There is a streak that runs through the programmes, plans and manifestoes of virtually all the political parties contesting next month’s elections: it is the illusion that it is the private sector and not governments that would deliver on people’s welfare. There is no enough evidence that government should take responsibility for welfare in the programmes. At the root of the problem is that the smaller parties are hardly distinguishable ideologically from the bigger ones. Their policy language is all suffused with “growth rates”, “Fitch Ratings,” and how to make Nigeria “competitive as an emerging market.” There is little or no content of how to concretely expand the frontiers of people’s welfare in most of the programmes.

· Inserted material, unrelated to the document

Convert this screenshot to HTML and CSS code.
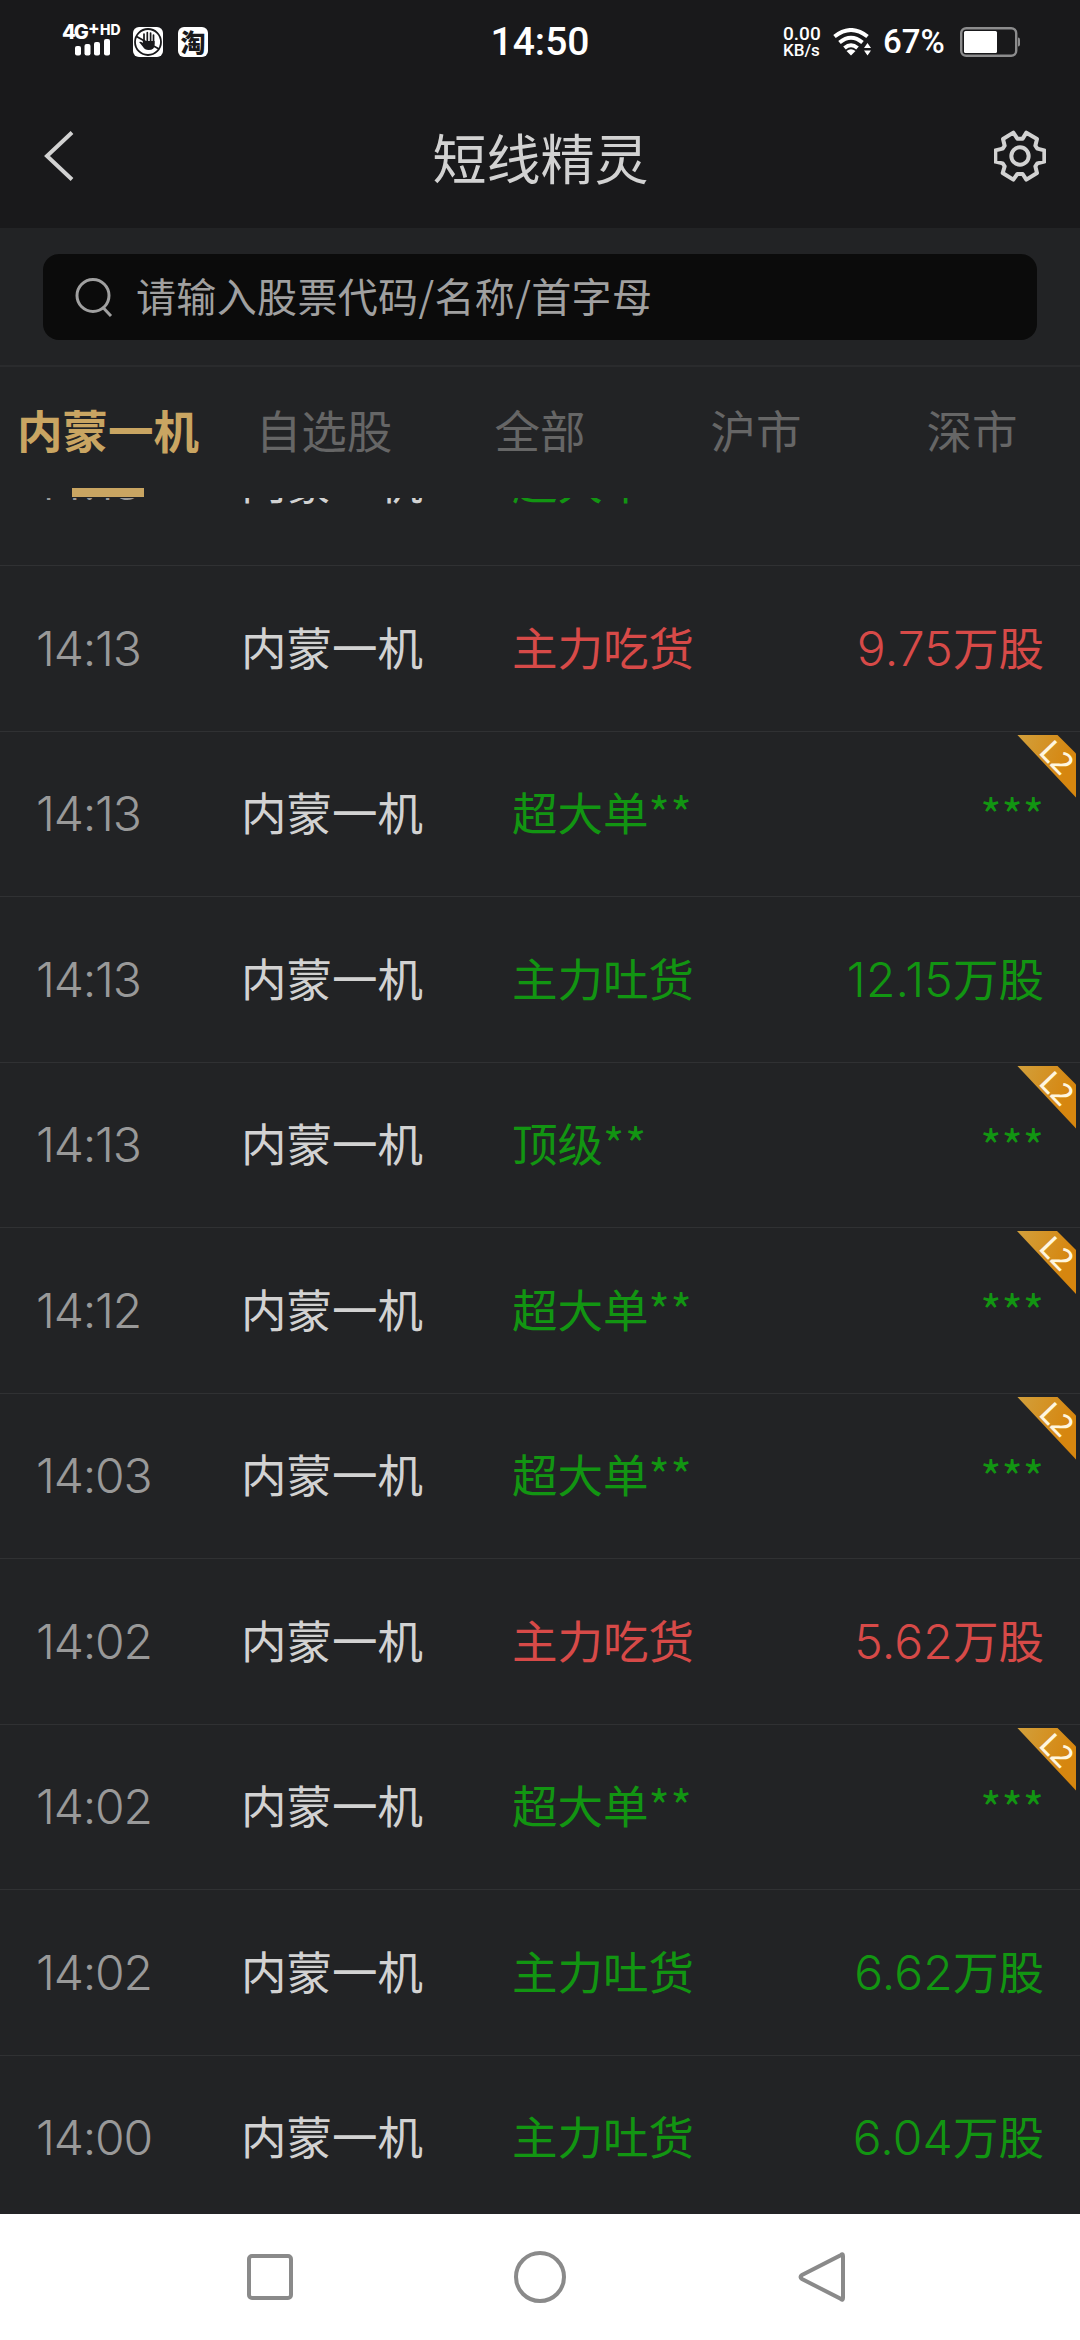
FILE: index.html
```html
<!DOCTYPE html>
<html lang="zh-CN">
<head>
<meta charset="utf-8">
<title>短线精灵</title>
<link rel="stylesheet" href="styles.css">
</head>
<body>
<div class="screen">
  <header class="top">
    <div class="status">
      <div class="status-left">
        <div class="network">
          <div class="network-label"><span class="gen">4G</span><span class="plus">+</span><span class="hd">HD</span></div>
          <svg class="bars" width="36" height="17" viewBox="0 0 36 17" fill="#fff"><rect x="0" y="7" width="6" height="9.500" rx="2"/><rect x="9.500" y="5" width="6" height="11.500" rx="2"/><rect x="19" y="3" width="6" height="13.500" rx="2"/><rect x="29" y="0" width="6" height="16.500" rx="2"/></svg>
        </div>
        <svg class="hand" width="30" height="30" viewBox="0 0 30 30"><rect width="30" height="30" rx="6" fill="#fff"/><g fill="none" stroke="#19191b"><circle cx="15" cy="15" r="13" stroke-width="1.800"/><path d="M11 17V7M14.300 16V5.500M17.600 16V6M20.500 17V8" stroke-width="1.700" stroke-linecap="round"/><path d="M3.500 9.500L26 22" stroke-width="1.800"/></g><path d="M9.800 14h11.800v3.500q0 5.500-6 5.500q-4 0-5.500-3l-4-5q1.500-1 3.700 1z" fill="#19191b"/></svg>
        <div class="tao">淘</div>
      </div>
      <div class="clock">14:50</div>
      <div class="status-right">
        <div class="speed"><span>0.00</span><span class="unit">KB/s</span></div>
        <svg class="wifi" width="39" height="29" viewBox="0 0 39 29"><g fill="none" stroke="#fff" stroke-width="4"><path d="M1.500 8.500Q18 -4.500 34.500 8.500"/><path d="M6.500 14.500Q18 5 29.500 14.500"/><path d="M11.500 20Q18 14.500 24.500 20"/></g><path d="M13.500 23Q18 19.500 22.500 23L18 27.500z" fill="#fff"/><path d="M31 20l3.500-5 3.500 5zM31 22.500l3.500 5 3.500-5z" fill="#fff"/></svg>
        <div class="percent">67%</div>
        <svg class="battery" width="61" height="30" viewBox="0 0 61 30"><rect x="1.200" y="1.200" width="55" height="27.600" rx="5" fill="none" stroke="#8c8c8d" stroke-width="2.400"/><rect x="4" y="4" width="33" height="22" rx="1.500" fill="#fff"/><path d="M58 10.500q2 0 2 2v5q0 2-2 2z" fill="#8c8c8d"/></svg>
      </div>
    </div>
    <div class="titlebar">
      <svg class="back" width="34" height="52" viewBox="0 0 34 52"><path d="M29 2.500L4 26l25 23.500" fill="none" stroke="#d2d2d2" stroke-width="4"/></svg>
      <h1 class="title">短线精灵</h1>
      <svg class="gear" width="52" height="52" viewBox="102 90 156 156" fill="none" stroke="#d2d2d2" stroke-width="12" stroke-linejoin="round"><path d="M172 116H188L199 98L231 117L226 137L232 146L253 151V185L232 190L226 199L231 219L199 239L188 222H172L160 239L128 219L134 199L128 190L106 185V151L128 146L134 137L129 117L160 98Z"/><circle cx="180" cy="168" r="26"/></svg>
    </div>
  </header>

  <div class="search-area">
    <div class="search">
      <svg width="38" height="39" viewBox="0 0 38 39" fill="none" stroke="#a0a0a0" stroke-width="3"><circle cx="18" cy="17.500" r="16"/><path d="M28 29.500l8 8.500"/></svg>
      <span class="placeholder">请输入股票代码/名称/首字母</span>
    </div>
  </div>

  <nav class="tabs">
    <div class="tab active">内蒙一机</div>
    <div class="tab">自选股</div>
    <div class="tab">全部</div>
    <div class="tab">沪市</div>
    <div class="tab">深市</div>
  </nav>

  <main class="list">
    <div class="row fall"><span class="time">14:13</span><span class="name">内蒙一机</span><span class="event">超大单<i>**</i></span><span class="amount"><i>***</i></span></div>
    <div class="row rise"><span class="time">14:13</span><span class="name">内蒙一机</span><span class="event">主力吃货</span><span class="amount"><b>9.75</b>万股</span></div>
    <div class="row fall"><span class="time">14:13</span><span class="name">内蒙一机</span><span class="event">超大单<i>**</i></span><span class="amount"><i>***</i></span><div class="badge"><span>L2</span></div></div>
    <div class="row fall"><span class="time">14:13</span><span class="name">内蒙一机</span><span class="event">主力吐货</span><span class="amount"><b>12.15</b>万股</span></div>
    <div class="row fall"><span class="time">14:13</span><span class="name">内蒙一机</span><span class="event">顶级<i>**</i></span><span class="amount"><i>***</i></span><div class="badge"><span>L2</span></div></div>
    <div class="row fall"><span class="time">14:12</span><span class="name">内蒙一机</span><span class="event">超大单<i>**</i></span><span class="amount"><i>***</i></span><div class="badge"><span>L2</span></div></div>
    <div class="row fall"><span class="time">14:03</span><span class="name">内蒙一机</span><span class="event">超大单<i>**</i></span><span class="amount"><i>***</i></span><div class="badge"><span>L2</span></div></div>
    <div class="row rise"><span class="time">14:02</span><span class="name">内蒙一机</span><span class="event">主力吃货</span><span class="amount"><b>5.62</b>万股</span></div>
    <div class="row fall"><span class="time">14:02</span><span class="name">内蒙一机</span><span class="event">超大单<i>**</i></span><span class="amount"><i>***</i></span><div class="badge"><span>L2</span></div></div>
    <div class="row fall"><span class="time">14:02</span><span class="name">内蒙一机</span><span class="event">主力吐货</span><span class="amount"><b>6.62</b>万股</span></div>
    <div class="row fall"><span class="time">14:00</span><span class="name">内蒙一机</span><span class="event">主力吐货</span><span class="amount"><b>6.04</b>万股</span></div>
  </main>

  <footer class="navbar">
    <svg width="54" height="54" viewBox="0 0 54 54"><rect x="6" y="6" width="42" height="42" rx="3"/></svg>
    <svg width="54" height="54" viewBox="0 0 54 54"><circle cx="27" cy="27" r="24"/></svg>
    <svg width="54" height="54" viewBox="0 0 54 54"><path d="M45 5Q47 3 47 6V48Q47 51 45 49L6 29Q3 27 6 25Z"/></svg>
  </footer>
</div>
</body>
</html>
```
FILE: styles.css
```css
* {
  box-sizing: border-box;
}

body {
  margin: 0;
  background: #222325;
  font-family: "Noto Sans CJK SC", sans-serif;
}

.screen {
  display: flex;
  flex-direction: column;
  width: 1080px;
  height: 2340px;
  overflow: hidden;
}

.top {
  height: 228px;
  background: #19191b;
}

/* Status bar */
.status {
  display: grid;
  grid-template-columns: 1fr 110px 1fr;
  align-items: center;
  height: 84px;
  color: #fff;
  font-family: Roboto, sans-serif;
}

.status-left {
  display: flex;
  align-items: center;
  padding-left: 62px;
}

.network {
  display: flex;
  flex-direction: column;
  width: 71px;
  padding-bottom: 4px;
}

.network-label {
  display: flex;
  height: 16px;
  font-family: Inter, sans-serif;
  font-weight: 800;
  line-height: 16px;
}

.gen {
  width: 26px;
  font-size: 20px;
  letter-spacing: -2px;
}

.plus {
  width: 12px;
  font-size: 17px;
  line-height: 9px;
}

.hd {
  font-size: 14px;
  line-height: 11px;
}

.bars {
  margin-left: 13px;
  margin-top: -1px;
}

.tao {
  width: 30px;
  height: 30px;
  margin-left: 15px;
  border-radius: 6px;
  background: #fff;
  color: #19191b;
  font: 900 25px/29px "Noto Sans CJK SC", sans-serif;
  text-align: center;
}

.clock {
  font-size: 39px;
  font-weight: 500;
  line-height: 42px;
  text-align: center;
}

.status-right {
  display: flex;
  align-items: center;
  padding-left: 188px;
}

.speed {
  display: flex;
  flex-direction: column;
  flex: none;
  width: 50px;
  font-size: 19px;
  font-weight: 500;
  line-height: 16px;
}

.unit {
  font-size: 17px;
}

.wifi,
.battery {
  flex: none;
}

.percent {
  flex: none;
  width: 88px;
  padding-left: 11px;
  font-size: 33px;
  font-weight: 500;
  line-height: 40px;
}

/* Title bar */
.titlebar {
  display: grid;
  grid-template-columns: 52px 1fr 52px;
  align-items: center;
  height: 144px;
  padding: 0 34px 0 43px;
}

.title {
  margin: 1px 0 0 -8px;
  color: #d2d2d2;
  font-size: 54px;
  font-weight: 400;
  line-height: 80px;
  text-align: center;
}

/* Search */
.search-area {
  height: 139px;
  padding: 26px 43px 0;
  border-bottom: 2px solid #2a2b2d;
}

.search {
  display: flex;
  align-items: center;
  gap: 23px;
  height: 86px;
  padding-left: 32px;
  border-radius: 16px;
  background: #0b0b0b;
}

.placeholder {
  padding-bottom: 4px;
  color: #a0a0a0;
  font-size: 40px;
  letter-spacing: 0.35px;
  line-height: 60px;
}

/* Tabs */
.tabs {
  display: grid;
  grid-template-columns: repeat(5, 1fr);
  height: 131px;
}

.tab {
  display: flex;
  flex-direction: column;
  align-items: center;
  justify-content: space-between;
  padding-top: 30px;
  color: #666;
  font-size: 45.5px;
  line-height: 64px;
  white-space: nowrap;
}

.active {
  color: #c9a562;
  font-weight: 700;
}

.active::after {
  content: "";
  width: 72px;
  height: 9px;
  margin-bottom: 1px;
  background: #c9a562;
}

/* Event list */
.list {
  height: 1716px;
  overflow: hidden;
}

.row {
  position: relative;
  display: grid;
  grid-template-columns: 205px 271px 1fr auto;
  align-items: center;
  height: 165.5px;
  padding: 0 36px;
  border-bottom: 1px solid #303133;
  font-size: 45.5px;
  line-height: 66px;
}

.row:first-child {
  margin-top: -97.5px;
}

.time {
  padding-top: 1px;
  color: #999;
}

.time,
.amount b {
  font-family: Inter, sans-serif;
  font-size: 48px;
  font-weight: 350;
  letter-spacing: -1.2px;
}

.amount b {
  letter-spacing: 0.2px;
}

.name,
.event {
  padding-bottom: 5px;
}

.amount {
  padding-bottom: 2px;
}

.name {
  color: #d2d2d2;
}

.rise {
  color: #d74a48;
}

.fall {
  color: #129512;
}

.row i {
  font-style: normal;
}

.event i {
  letter-spacing: 0.8px;
}

.badge {
  position: absolute;
  top: 3px;
  right: 4px;
  width: 59px;
  height: 63px;
  background: linear-gradient(110deg, #d2a03c, #d6860f 75%);
  clip-path: polygon(0 0, 40px 0, 59px 19px, 59px 63px);
}

.badge span {
  position: absolute;
  top: 6px;
  left: 21px;
  width: 38px;
  color: #fff6df;
  font: 500 30px/32px "Noto Sans", sans-serif;
  text-align: center;
  transform: rotate(46deg);
}

/* System navigation */
.navbar {
  display: flex;
  flex: 1;
  gap: 216px;
  padding: 36px 0 0 243px;
  background: #fff;
}

.navbar svg {
  fill: none;
  stroke: #8a8a8a;
  stroke-width: 4;
}

.navbar svg:last-child {
  margin-left: 13px;
}
```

A few weeks ago, a retired federal permanent secretary, Ambassador Joe Keshi, stated on this page what should be emulated by other public intellectuals, technocrats and experts. He did a thoroughgoing analysis of the Atiku plan “to make Nigeria work again.” Such interventions would be helpful instead of heaps of hate speech polluting the public sphere.
It would be interesting to see such a dissection of Buhari’s movement to the “next level.”
Attempts would be made in the next few weeks on this page to locate the extent of government’s responsibility in the programmes of President Muhammadu Buhari, Alhaji Atiku Abubakar and some of the other presidential candidates.
For instance, it is important to pinpoint how basic education would be funded in the programmes of the political parties in the country having over 10 million of children out of school while tertiary educational institutions are paralysed by strikes over poor funding. This should be established beyond the shibboleth of “providing enabling environment” for the private to play in that social sector like the commercial sectors.
In sum, the reason for people’s vote is to have a government in place to take responsibility for their welfare and tackle mass poverty.